The church has been given the sacred burden and honor to be the hands and feet of Jesus Christ until He comes again. We must be willing to reexamine our view of the gospel. But in order to do that. Are we willing to examine our own hearts, our own lives, our own churches to see the enormous planks of brokenness in our own eyes? We pretend these planks aren’t there, but do others look on in horror? Maybe we can be a little more humble and recognize that we are all severely broken and all of us have a severe identity problem. The only solution, the only way for hope and healing is to surrender our lives, admit our brokenness, and trust that Jesus will heal us. This process of sanctification is never done and will look different for everyone.

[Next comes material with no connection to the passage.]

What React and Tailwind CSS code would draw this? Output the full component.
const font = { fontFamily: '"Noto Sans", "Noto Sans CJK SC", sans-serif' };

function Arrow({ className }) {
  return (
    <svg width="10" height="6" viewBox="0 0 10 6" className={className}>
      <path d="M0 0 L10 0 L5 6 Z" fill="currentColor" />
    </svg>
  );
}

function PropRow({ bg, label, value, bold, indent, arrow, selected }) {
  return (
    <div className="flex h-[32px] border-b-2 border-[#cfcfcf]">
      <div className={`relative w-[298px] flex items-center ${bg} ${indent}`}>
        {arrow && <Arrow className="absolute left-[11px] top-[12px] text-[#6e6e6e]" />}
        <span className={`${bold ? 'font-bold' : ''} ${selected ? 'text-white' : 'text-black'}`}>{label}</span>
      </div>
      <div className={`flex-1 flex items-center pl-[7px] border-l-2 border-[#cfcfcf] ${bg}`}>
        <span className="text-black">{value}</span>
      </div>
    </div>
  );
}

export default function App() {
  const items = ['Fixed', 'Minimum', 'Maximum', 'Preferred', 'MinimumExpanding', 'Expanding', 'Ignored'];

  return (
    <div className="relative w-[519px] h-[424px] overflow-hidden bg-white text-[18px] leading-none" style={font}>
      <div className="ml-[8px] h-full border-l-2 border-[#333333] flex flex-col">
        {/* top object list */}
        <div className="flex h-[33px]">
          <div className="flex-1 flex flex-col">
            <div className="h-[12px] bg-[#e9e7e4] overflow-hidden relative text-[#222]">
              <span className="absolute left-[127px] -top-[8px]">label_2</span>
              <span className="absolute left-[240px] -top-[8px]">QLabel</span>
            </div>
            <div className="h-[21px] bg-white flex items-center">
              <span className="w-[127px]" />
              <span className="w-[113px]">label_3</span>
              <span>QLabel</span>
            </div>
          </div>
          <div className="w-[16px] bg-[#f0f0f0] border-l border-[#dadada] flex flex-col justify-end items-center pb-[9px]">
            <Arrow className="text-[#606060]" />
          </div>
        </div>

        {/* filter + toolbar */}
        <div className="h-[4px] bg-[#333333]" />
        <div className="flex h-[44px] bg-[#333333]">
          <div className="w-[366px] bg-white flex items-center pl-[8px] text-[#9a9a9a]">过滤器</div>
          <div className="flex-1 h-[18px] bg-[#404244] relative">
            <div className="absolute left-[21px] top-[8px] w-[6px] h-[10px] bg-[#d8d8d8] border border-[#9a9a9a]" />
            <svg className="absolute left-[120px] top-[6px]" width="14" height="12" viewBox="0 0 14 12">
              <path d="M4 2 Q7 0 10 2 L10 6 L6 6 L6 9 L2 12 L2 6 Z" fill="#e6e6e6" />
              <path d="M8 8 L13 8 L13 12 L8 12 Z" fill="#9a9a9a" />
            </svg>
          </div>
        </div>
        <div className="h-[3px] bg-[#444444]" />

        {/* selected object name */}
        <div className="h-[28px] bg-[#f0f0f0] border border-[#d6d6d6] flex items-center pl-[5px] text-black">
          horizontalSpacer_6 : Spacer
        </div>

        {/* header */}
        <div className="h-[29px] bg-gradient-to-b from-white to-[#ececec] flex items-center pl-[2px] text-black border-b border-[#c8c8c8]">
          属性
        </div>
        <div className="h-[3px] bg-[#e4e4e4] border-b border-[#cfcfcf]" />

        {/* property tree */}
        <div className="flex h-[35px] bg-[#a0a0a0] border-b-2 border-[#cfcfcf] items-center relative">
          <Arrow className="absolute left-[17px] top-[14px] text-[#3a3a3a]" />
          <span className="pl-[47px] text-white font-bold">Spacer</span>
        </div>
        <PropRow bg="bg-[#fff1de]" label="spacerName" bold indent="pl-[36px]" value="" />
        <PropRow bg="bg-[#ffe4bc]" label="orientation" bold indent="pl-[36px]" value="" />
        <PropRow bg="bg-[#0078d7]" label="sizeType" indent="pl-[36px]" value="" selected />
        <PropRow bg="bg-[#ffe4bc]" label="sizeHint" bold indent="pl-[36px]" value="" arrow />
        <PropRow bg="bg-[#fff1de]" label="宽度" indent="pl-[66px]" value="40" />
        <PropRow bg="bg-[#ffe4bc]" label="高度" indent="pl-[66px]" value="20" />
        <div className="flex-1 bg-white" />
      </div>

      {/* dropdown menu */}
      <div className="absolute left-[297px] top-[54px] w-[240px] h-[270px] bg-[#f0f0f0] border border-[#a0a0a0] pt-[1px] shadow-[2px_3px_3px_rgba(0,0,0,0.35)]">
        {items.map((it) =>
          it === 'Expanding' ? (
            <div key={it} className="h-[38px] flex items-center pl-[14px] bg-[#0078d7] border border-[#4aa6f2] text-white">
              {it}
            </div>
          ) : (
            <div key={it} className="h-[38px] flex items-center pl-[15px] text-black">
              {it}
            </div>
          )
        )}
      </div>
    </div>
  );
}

This is a complex issue, one that needs a considerable amount of humility, grace, and thoughtfulness. As our world becomes more and more post-modern and post-Christian, the traditional views and values are becoming a minority opinion. We must think well through this topic as we walk alongside students and our neighbors so that we do not lose the opportunity to share the good news of salvation and grace that is found in Jesus Christ, who has exchanged our sin and brokenness and exchanged it for righteousness. We were once not a people, and now we are the people of God.
My hope and prayer is that the church will be, once again, the bearers of good news to all people everywhere. No matter where you start, where you are now, or even where you will end up on this side of eternity, if you are broken, in need of a healer, then Jesus is your Savior and we, the Church, are your people!